Introduction

Long before the current phase of globalization, religious communities globalized. From northern India, adherents inspired by the Buddha carried his vision of spiritual enlightenment and personal discipline to many parts of Asia, ultimately linking millions of people, from Japan to Afghanistan. Later, followers of Jesus Christ instructed by St Paul carried the Christian gospel of salvation from West Asia to North Africa as well as parts of Europe. Relative latecomers among the world religions, followers of the Prophet Muhammad globalized Islam perhaps even more dramatically in a short period, spreading the Koran and its teachings from the Arabian heartland as far east as what is now Indonesia and as far west as Spain. Each religion had its own kind of mobile messenger, each its own universal message, and each its own impulse to include new adherents. Each created a translocal community among physically distant strangers who nevertheless shared a common identity.
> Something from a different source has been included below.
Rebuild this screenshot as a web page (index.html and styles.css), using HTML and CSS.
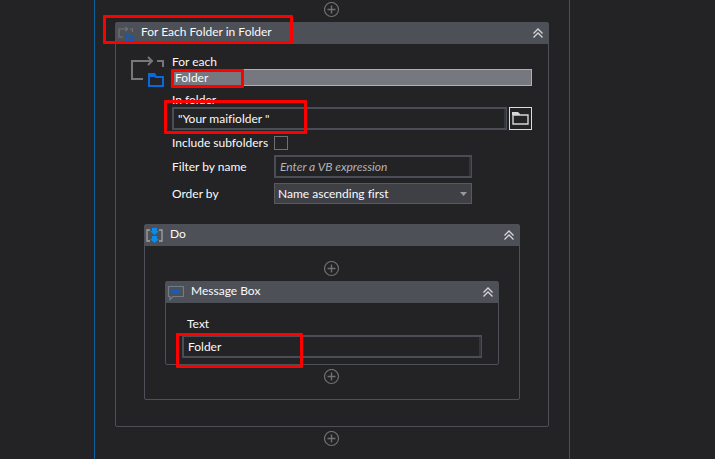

To varying degrees and in varied forms, each community also organized its adherents, with the Roman Catholic Church standing out as perhaps the oldest and strongest of the religiously specialized organizations deliberately focused on a global mission. In religion, globalization is nothing new.

Of course, religious globalization did not stop in antiquity. Islam continued to make inroads in southern Europe into the 1600s. Allied with European powers, the Catholic Church spread its influence in the Americas. ...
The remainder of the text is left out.